Blue Wave Blues

Member Group : Jerry Shenk

By Jerry Shenk

On Tuesday, November 6, a highly-anticipated Democratic Blue Wave trickled ashore, disappointing everyone.

Just six weeks earlier, Democrats were giddy about prospects of winning congressional majorities, including the Senate. Only twenty-three pick-ups would flip the House, but Democrats projected a fifty-plus seat gain – a rebuke to an “illegitimate” president.

Their rebuke never materialized.

Fifty seats didn’t flip. Neither did forty. Democrats may miss thirty. About $1 billion was spent on Democratic House hopefuls, much of it “dark” money, to pick up a modest majority in one-half of one-third of the government. Republicans increased their Senate majority.

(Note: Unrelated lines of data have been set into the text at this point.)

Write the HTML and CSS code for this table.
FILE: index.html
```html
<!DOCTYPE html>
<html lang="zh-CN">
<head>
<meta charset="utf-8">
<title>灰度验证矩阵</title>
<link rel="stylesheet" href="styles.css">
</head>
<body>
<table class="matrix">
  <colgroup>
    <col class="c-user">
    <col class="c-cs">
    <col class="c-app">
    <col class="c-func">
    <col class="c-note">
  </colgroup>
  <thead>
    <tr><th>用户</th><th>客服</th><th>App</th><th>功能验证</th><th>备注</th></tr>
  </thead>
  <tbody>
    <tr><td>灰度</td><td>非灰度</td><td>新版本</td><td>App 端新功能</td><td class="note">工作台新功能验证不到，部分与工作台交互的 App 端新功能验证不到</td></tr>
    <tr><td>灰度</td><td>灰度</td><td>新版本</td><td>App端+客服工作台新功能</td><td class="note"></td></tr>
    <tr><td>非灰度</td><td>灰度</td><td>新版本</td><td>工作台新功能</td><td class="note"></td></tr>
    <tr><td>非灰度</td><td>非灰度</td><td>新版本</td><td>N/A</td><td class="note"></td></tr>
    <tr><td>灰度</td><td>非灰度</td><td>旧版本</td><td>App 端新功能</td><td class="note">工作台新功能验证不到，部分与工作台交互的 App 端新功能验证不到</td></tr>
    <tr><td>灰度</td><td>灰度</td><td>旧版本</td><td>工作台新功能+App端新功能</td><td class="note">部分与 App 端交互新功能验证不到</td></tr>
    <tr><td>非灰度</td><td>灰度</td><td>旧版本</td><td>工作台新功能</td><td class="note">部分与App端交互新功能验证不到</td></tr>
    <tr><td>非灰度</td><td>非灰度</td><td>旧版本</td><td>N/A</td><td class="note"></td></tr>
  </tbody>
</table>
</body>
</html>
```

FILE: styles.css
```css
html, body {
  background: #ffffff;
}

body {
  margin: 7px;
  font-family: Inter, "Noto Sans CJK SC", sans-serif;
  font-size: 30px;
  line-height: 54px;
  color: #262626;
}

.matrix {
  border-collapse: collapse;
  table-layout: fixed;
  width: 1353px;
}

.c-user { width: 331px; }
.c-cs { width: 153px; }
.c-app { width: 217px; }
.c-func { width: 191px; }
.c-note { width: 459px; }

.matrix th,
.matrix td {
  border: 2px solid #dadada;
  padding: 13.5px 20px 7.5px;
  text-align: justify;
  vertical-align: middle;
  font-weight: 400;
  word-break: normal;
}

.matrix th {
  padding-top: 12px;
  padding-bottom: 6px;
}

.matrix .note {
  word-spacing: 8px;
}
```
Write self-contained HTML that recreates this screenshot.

Democrats mounted a subpar, first-presidential-midterm out-of-power-party performance, embarrassing, even, when weighed against expectations.

Democrats have been underperforming for years. Although elected president twice, Barack Obama was a disaster for Democrats who lost 1,000 state and local offices, a Senate supermajority, then the Senate, the House (where they lost 63 seats in 2010), and, ultimately, the presidency.

This year, weeks of anger-fed politics — character assassination, mob rule, intimidation and “democratic” socialism — squandered Democrats’ best opportunity since 2006-2008. Now, Democrats must take solace in ultimately meaningless theatrical, punitive, certain-to-backfire Pelosi/House-led witch hunts and political stunts that will reelect the president.

Left-wing Democrats control the media, higher education and popular culture, but Democrats are in constant states of paranoia, frustration, rage and bitterness, because controlling those too-seldom translates into real political power. Democrats blame every election disappointment on some combination of gerrymandering, racism, voter suppression, sexism, xenophobia or misconduct.

David Harsanyi wrote: “Democrats have a bad habit of acting as if every political setback…is caused by some act of criminality. This instigates…people to act like…children — or worse.”

Introspection is not their strong suit. Not once have most Democrats considered the possibility that their policies simply aren’t popular. Instead, Democrats make excuses and mock “bitter clingers” and “deplorables.”

When Republicans win elections, it’s because voters prefer them. Why? Americans who regard government as a necessary evil, prefer candidates who promote more-limited government and personal liberties rather than Democrats’ preference for big, intrusive government that redistributes taxpayer assets, limits choices, and sets rules for culture and personal conduct.

Moreover, in October, Thomas Edsall, a self-identified liberal, published a NY Times column entitled, “The Democrats’ Left Turn Is Not an Illusion.” Edsall recognized the populist rejection of the establishment liberalism consuming the Democratic Party.

Edsall: “Over the past 18 years, the Democratic electorate has moved steadily to the left, as liberals have displaced moderates… From 2001 to 2018, the share of Democratic voters who describe themselves as liberal has grown from 30 to 50 percent, according to…the Gallup Poll. […] One of the dangers for the Democratic Party — and the left-leaning parts of the establishment more broadly — is that they confound their actual audience with a small but highly visible group of activists.”

Party leaders could interpret their midterm performance as an opportunity to reject pitchfork politics and engage more rationally, but, more likely, their radical base will keep Democrats angry through 2020 — and beyond.